Regardless, Incantation‘s ekphrastic origins reaffirmed in me the belief that art is never just art, and once departed from the artist’s hands, the beholder then has the right to interpret what they will. Crews’ ekphrastic exploration furthers my curiosity of Incantation’s catalyst more so than the incantation itself: what or who is the siren from Waterhouse’s painting? What or who is the figure within the water at the Siren’s feet? What or who sparked the hope or urge required for eliciting a magic spell, prayer, or siren song in the first place?

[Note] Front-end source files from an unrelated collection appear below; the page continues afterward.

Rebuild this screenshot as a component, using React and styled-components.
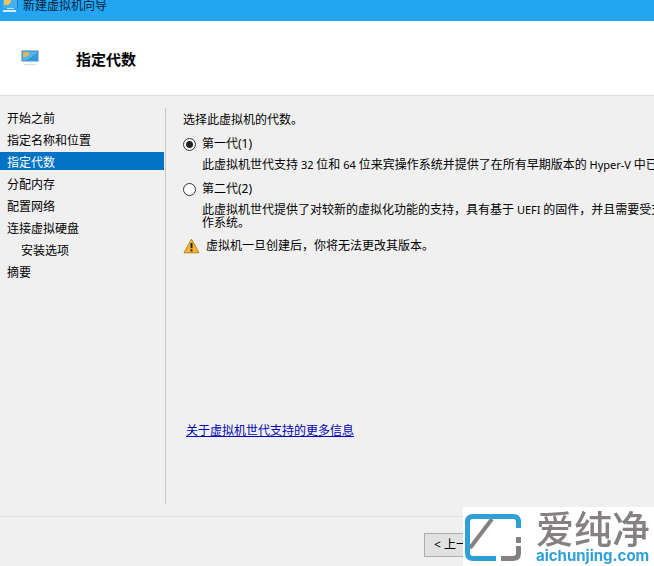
import { useState } from 'react'
import styled, { createGlobalStyle } from 'styled-components'

const GlobalStyle = createGlobalStyle`
  * {
    box-sizing: border-box;
  }
  body {
    margin: 0;
    background: #f0f0f0;
    color: #000;
    font-family: 'Noto Sans', 'Noto Sans CJK SC', sans-serif;
    font-size: 12px;
    line-height: 18px;
  }
`

const Wizard = styled.div`
  display: flex;
  flex-direction: column;
  min-height: 100vh;
  overflow: hidden;
`

const TitleBar = styled.div`
  display: flex;
  align-items: flex-start;
  gap: 4px;
  height: 21px;
  padding-left: 2px;
  overflow: hidden;
  background: #23a5f2;
  color: #06233c;
  line-height: 12px;
  svg {
    flex: none;
  }
`

const Header = styled.header`
  display: flex;
  align-items: center;
  gap: 37px;
  height: 75px;
  padding-left: 21px;
  background: #fff;
  border-bottom: 1px solid #dcdcdc;
  h1 {
    margin: 0;
    padding-top: 2px;
    font-size: 15px;
    line-height: 22px;
    font-weight: 700;
  }
`

const Body = styled.div`
  display: flex;
  flex: 1;
  padding: 12px 0;
`

const Steps = styled.nav`
  flex: none;
  width: 166px;
  padding-right: 1px;
  border-right: 1px solid #c6c6c6;
  ul {
    display: grid;
    gap: 4px;
    margin: 0;
    padding: 0;
    list-style: none;
  }
`

const Step = styled.a`
  display: block;
  padding-top: 4px;
  padding-left: ${props => (props.$nested ? 21 : 7)}px;
  background: ${props => (props.$current ? '#0173c2' : 'transparent')};
  color: ${props => (props.$current ? '#fff' : '#000')};
  line-height: 14px;
  text-decoration: none;
`

const Content = styled.main`
  display: flex;
  flex-direction: column;
  flex: 1;
  min-width: 0;
  padding: 3px 0 64px 17px;
  p {
    margin: 0;
  }
`

const Option = styled.div`
  display: grid;
  grid-template-columns: 13px 1fr;
  column-gap: 6px;
  align-items: center;
  padding: 6px 0 3px;
`

const Radio = styled.input`
  appearance: none;
  width: 13px;
  height: 13px;
  margin: 0;
  border: 1px solid #333;
  border-radius: 50%;
  background: #fff;
  &:checked {
    background: radial-gradient(circle, #222 3px, #fff 4px);
  }
`

const Description = styled.p`
  grid-column: 2;
  padding-top: 5px;
  line-height: 13px;
  white-space: nowrap;
`

const Latin = styled.span`
  font-size: 11px;
`

const Warning = styled.div`
  display: flex;
  align-items: center;
  gap: 6px;
  padding-top: 5px;
`

const MoreLink = styled.a`
  align-self: flex-start;
  margin-top: auto;
  margin-left: 3px;
  color: #0000b4;
`

const Footer = styled.footer`
  display: flex;
  justify-content: flex-end;
  height: 50px;
  padding: 16px 155px 0 0;
  border-top: 1px solid #dfdfdf;
`

const Button = styled.button`
  width: 75px;
  height: 24px;
  padding: 0 9px;
  border: 1px solid #adadad;
  background: #e1e1e1;
  color: #000;
  font: inherit;
  text-align: left;
`

const Watermark = styled.div`
  position: fixed;
  right: 0;
  bottom: 0;
  display: flex;
  gap: 13px;
  width: 191px;
  height: 59px;
  padding: 4px 0 0 2px;
  background: #fff;
  svg {
    flex: none;
    margin-top: 3px;
  }
`

const Brand = styled.div`
  color: #858180;
  font-size: 38px;
  line-height: 34px;
  font-weight: 500;
  white-space: nowrap;
`

const Domain = styled.div`
  padding-top: 3px;
  color: #2f9fd8;
  font-family: Inter, sans-serif;
  font-size: 15px;
  line-height: 16px;
  font-weight: 700;
`

const MonitorIcon = () => (
  <svg width='18' height='16' viewBox='0 0 18 16' aria-hidden='true'>
    <rect x='1' y='1' width='16' height='10' fill='#56b4ea' stroke='#4a86ad' />
    <path d='M5 10.5 L16.5 3 V10.5 Z' fill='#2d9be0' />
    <path d='M2 2 H8 V5 L5 7 H2 Z' fill='#d9b765' />
    <path d='M3 14.5 H15' stroke='#d5dce2' />
  </svg>
)

const TitleIcon = () => (
  <svg width='17' height='14' viewBox='0 0 17 14' aria-hidden='true'>
    <path d='M1 0 H15 V8 H1 Z' fill='#45b0ee' />
    <path d='M15.5 0 V8' stroke='#1b7cc0' />
    <path d='M2 0 H9 V2 L6 5 H2 Z' fill='#f0c45c' />
    <path d='M5 8.5 H12' stroke='#bfe0f5' />
    <path d='M1 11 H14' stroke='#d4ecfa' strokeWidth='2' />
  </svg>
)

const WarningIcon = () => (
  <svg width='17' height='16' viewBox='0 0 17 16' aria-hidden='true'>
    <path d='M8.5 1.2 L16 14.8 H1 Z' fill='#f8b52e' stroke='#b98022' strokeLinejoin='round' />
    <path d='M8.5 5 V10.2' stroke='#222' strokeWidth='2' />
    <path d='M8.5 11.4 V13.4' stroke='#222' strokeWidth='2' />
  </svg>
)

const BrandMark = () => (
  <svg width='58' height='49' viewBox='0 0 58 49' fill='none' aria-hidden='true'>
    <path d='M5 34 L27 5' stroke='#858180' strokeWidth='4' />
    <path d='M31 44.5 H8 Q2.5 44.5 2.5 39 V8 Q2.5 2.5 8 2.5 H48 Q53.5 2.5 53.5 8 V14' stroke='#2f9fd8' strokeWidth='5' />
    <path d='M53.5 23 V29 M53.5 32 V39 Q53.5 44.5 48 44.5 H36' stroke='#858180' strokeWidth='5' />
  </svg>
)

const steps = [
  { label: '开始之前' },
  { label: '指定名称和位置' },
  { label: '指定代数', current: true },
  { label: '分配内存' },
  { label: '配置网络' },
  { label: '连接虚拟硬盘' },
  { label: '安装选项', nested: true },
  { label: '摘要' },
]

const App = () => {
  const [generation, setGeneration] = useState(1)

  return (
    <Wizard>
      <GlobalStyle />
      <TitleBar>
        <TitleIcon />
        <span>新建虚拟机向导</span>
      </TitleBar>
      <Header>
        <MonitorIcon />
        <h1>指定代数</h1>
      </Header>
      <Body>
        <Steps>
          <ul>
            {steps.map(step => (
              <li key={step.label}>
                <Step href='#' $current={step.current} $nested={step.nested}>
                  {step.label}
                </Step>
              </li>
            ))}
          </ul>
        </Steps>
        <Content>
          <p>选择此虚拟机的代数。</p>
          <Option>
            <Radio
              type='radio'
              id='gen1'
              name='generation'
              checked={generation === 1}
              onChange={() => setGeneration(1)}
            />
            <label htmlFor='gen1'>第一代(1)</label>
            <Description>
              此虚拟机世代支持<Latin> 32 </Latin>位和<Latin> 64 </Latin>
              位来宾操作系统并提供了在所有早期版本的<Latin> Hyper-V </Latin>中已
            </Description>
          </Option>
          <Option>
            <Radio
              type='radio'
              id='gen2'
              name='generation'
              checked={generation === 2}
              onChange={() => setGeneration(2)}
            />
            <label htmlFor='gen2'>第二代(2)</label>
            <Description>
              此虚拟机世代提供了对较新的虚拟化功能的支持，具有基于<Latin> UEFI </Latin>
              的固件，并且需要受支
              <br />
              作系统。
            </Description>
          </Option>
          <Warning>
            <WarningIcon />
            <span>虚拟机一旦创建后，你将无法更改其版本。</span>
          </Warning>
          <MoreLink href='#'>关于虚拟机世代支持的更多信息</MoreLink>
        </Content>
      </Body>
      <Footer>
        <Button type='button'>&lt; 上一</Button>
      </Footer>
      <Watermark>
        <BrandMark />
        <div>
          <Brand>爱纯净</Brand>
          <Domain>aichunjing.com</Domain>
        </div>
      </Watermark>
    </Wizard>
  )
}

export default App
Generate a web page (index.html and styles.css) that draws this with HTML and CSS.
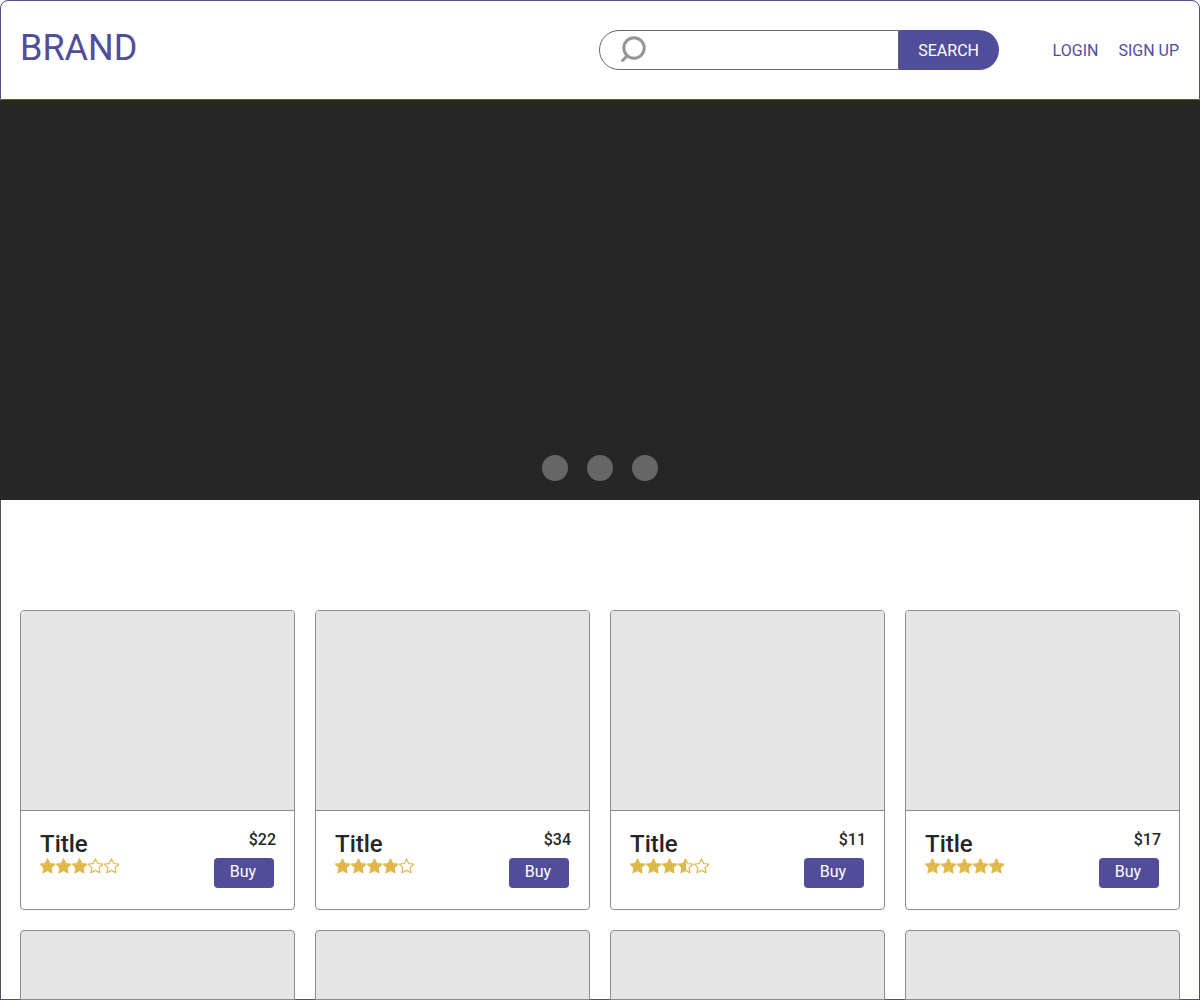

Each reader’s siren and each reader’s figure within the water will differ, of course. Crews’ collection may be a kaleidoscope to the many lenses through which these poems are absorbed. Each reader’s “light” will filter through their own life experiences to turn these poems into an incantation unique to each individual. With faith and a little magic, I believe each reader’s incantation will in turn render if not the outcome they want, then the outcome they need. If it is a siren song, disguised as hope and magic, I believe in this collection’s ability to invoke the courage within the reader to hold two opposite truths within the same hand: our monsters can, too, bring beauty into our lives; perhaps our monsters, too, can fill our low throbs and aches with light.